- Aimee Levitt
- The steak ‘n fries at Hutch
The first time I went to France was in the golden days before the euro, when the exchange rate was seven francs to the dollar. Maybe not so great as in the 20s or the 50s (which, of course, I regretted missing), but still pretty damned good. I felt extraordinarily wealthy. One of the benefits of this newfound imaginary wealth was that I could eat in nice restaurants. I was 23, just a few years removed from the college dining hall. I was still eating a lot of Kraft mac and cheese. The notion that I could eat in a nice restaurant that had not been paid for by my parents was a revelation to me.
Since Yelp did not yet exist, and since I spoke only enough French to assure French people that I was a harmless and well-meaning, though linguistically stupid, American (not the kind that walks into a store and bellows “ANYBODY HERE SPEAK ENGLISH?”, please no; it was a glorious day when I was mistaken for a Canadian), I was largely dependent on my friend Angela, who was letting me crash in her apartment. During the day, while she was at work, I wandered around the city and subsisted on cheese and baguettes and pain au chocolat, but in the evenings I would allow her to guide me wherever.
And thus I discovered the bistro.
I can’t remember what it was called or even where it was, though I suspect it was near her apartment because it was soon after I arrived and I was still a little jet-lagged. We’d become friends when she was still mourning the end of her junior year abroad; one of our first friendly excursions was to Old Orchard mall, where she railed against parking lots and chain restaurants, and although I’d spent my entire life till then in the suburbs, I totally agreed and was happy to listen to tales of a magical land called France where these things did not exist and instead there were poetically winding streets with boulangeries with superb croissants on every corner. When she got a job there after graduation, it was understood I would visit as soon as I possibly could.
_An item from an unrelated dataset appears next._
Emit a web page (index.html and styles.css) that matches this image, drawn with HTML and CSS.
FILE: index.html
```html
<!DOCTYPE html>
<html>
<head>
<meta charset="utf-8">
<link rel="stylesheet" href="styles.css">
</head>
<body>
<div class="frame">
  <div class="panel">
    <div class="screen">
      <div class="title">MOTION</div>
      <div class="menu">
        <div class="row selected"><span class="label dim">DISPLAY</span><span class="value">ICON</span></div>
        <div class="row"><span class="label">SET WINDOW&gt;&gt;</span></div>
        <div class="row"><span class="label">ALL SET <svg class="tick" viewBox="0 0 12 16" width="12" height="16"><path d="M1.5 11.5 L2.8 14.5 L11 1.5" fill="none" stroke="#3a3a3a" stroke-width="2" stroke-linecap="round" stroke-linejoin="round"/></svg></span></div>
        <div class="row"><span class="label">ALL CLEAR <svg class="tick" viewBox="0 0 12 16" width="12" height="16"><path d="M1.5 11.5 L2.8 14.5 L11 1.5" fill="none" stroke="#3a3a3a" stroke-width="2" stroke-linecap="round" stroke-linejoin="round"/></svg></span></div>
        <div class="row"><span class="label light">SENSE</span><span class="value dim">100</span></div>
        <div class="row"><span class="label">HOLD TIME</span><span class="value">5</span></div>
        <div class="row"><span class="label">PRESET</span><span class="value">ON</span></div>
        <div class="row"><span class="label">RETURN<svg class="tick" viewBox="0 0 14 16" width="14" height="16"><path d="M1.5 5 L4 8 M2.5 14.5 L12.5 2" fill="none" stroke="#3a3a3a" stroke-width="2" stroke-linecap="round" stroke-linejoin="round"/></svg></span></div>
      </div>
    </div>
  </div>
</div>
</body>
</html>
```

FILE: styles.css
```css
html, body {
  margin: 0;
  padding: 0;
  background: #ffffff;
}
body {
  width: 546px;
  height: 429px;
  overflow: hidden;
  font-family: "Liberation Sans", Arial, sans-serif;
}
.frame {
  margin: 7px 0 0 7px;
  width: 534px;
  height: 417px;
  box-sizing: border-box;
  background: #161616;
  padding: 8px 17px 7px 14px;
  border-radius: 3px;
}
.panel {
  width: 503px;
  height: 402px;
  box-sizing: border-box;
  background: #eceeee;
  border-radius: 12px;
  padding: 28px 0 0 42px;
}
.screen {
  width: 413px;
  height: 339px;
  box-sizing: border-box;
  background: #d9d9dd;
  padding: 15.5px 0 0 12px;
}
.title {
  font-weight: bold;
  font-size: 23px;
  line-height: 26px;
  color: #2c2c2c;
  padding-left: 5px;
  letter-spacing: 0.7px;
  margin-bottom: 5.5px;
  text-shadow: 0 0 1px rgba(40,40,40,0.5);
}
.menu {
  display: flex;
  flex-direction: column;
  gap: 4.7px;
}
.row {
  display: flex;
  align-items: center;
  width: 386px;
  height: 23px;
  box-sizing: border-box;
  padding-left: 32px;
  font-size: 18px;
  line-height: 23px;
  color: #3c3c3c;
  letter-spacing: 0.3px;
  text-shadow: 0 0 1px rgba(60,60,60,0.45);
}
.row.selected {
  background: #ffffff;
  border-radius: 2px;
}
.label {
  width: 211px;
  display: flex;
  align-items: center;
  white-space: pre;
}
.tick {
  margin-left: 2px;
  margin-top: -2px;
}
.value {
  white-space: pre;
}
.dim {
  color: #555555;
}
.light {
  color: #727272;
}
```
My guidebook, which I’d gotten for free at a student travel agency because it was a couple of years out of date, lauded the bistro as a casual, unpretentious place that served simple meals, sort of the French equivalent of Olive Garden, except not a chain and without deep-fried lasagna and obscenely large portions. (The French people I met felt very superior about their national command of portion control. I would agree with them when they said Americans were obese and undisciplined, because I was a guest in their country and also because they were right, but secretly I wondered how they would handle the temptation of unlimited free bread sticks.)
This bistro was dimly lit and had lots of dark wood, nicely set off by a goblet of red wine. The menu was small. I ordered a pork cutlet glazed with honey. This seemed very fancy to me at the time. It was small and perfect, crisp on the edges, juicy in the middle. There were potatoes, I think, and carrots. I remember thinking I had never eaten anything so good that made me feel like an adult. As did the bill, which was modest enough that I could pay it like a grown-up, without flinching or guilt.
Did we have places like that in America? I tried to remember. None that I could afford. I didn’t think. Maybe one of my friends who had gone into consulting or investment banking would know?
Then I forgot about it, mostly, or, rather it got buried under a whole bunch of memories of other, more exotic meals (shellfish, with heads still attached) and strange adventures. Last week I found a stash of old photos of us from that trip. Then I went to review Hutch, an “American bistro” (formerly the European-inspired Socca) in Lakeview, and I remembered that other bistro. Like the other place, Hutch was full of dark wood and it was dimly lit, though by Edison bulbs instead of candles. The menu was full of simple food. No fusion. No tweezers. No foam. Meat and fish came to the table on beds of mashed potatoes.
I had the “steak ‘n fries,” the Americanized version of what in France would be called steak frites. It was everything you would ever want in a steak. The outside was lightly charred. The inside was juicy. It tasted meaty and sweet. All I know about its origins was that it was a New York strip. No one told me where the cow came from or what it ate when it was still alive. I probably should’ve cared. I probably should’ve asked our server. But I didn’t. I was in a happy food daze. I just ate.
One Saturday night visit is not enough to make a definitive statement about what kind of people go to Hutch. But based on what I saw, it appears that it’s a good place to go when your parents are in town and have offered to pay but don’t feel like exploring beyond the neighborhood. Twenty-three-year-old me would have looked at the posted menu, gawped at the prices, briefly considered getting a flatbread or a burger, and then walked over to a falafel place on Belmont. Present-day me, not on a reviewing assignment, would probably just go home. Which, I guess, makes it not quite the same as the Parisian bistro. That and the portion size. (Maybe if portions were smaller, restaurants would be less expensive? Could we, as a nation, stand for that?)
It made me sad. Even though the memory of the bistro had been buried for years and years, the dream revived. But then I glanced at the little tent of specials on our table. On Tuesdays, apparently, you can get steak ‘n fries for $12 instead of the usual $21. And now I am hoping that if the mood ever comes for steak frites, either for celebration or for comfort, the basic need for a bistro, it will come on a Tuesday.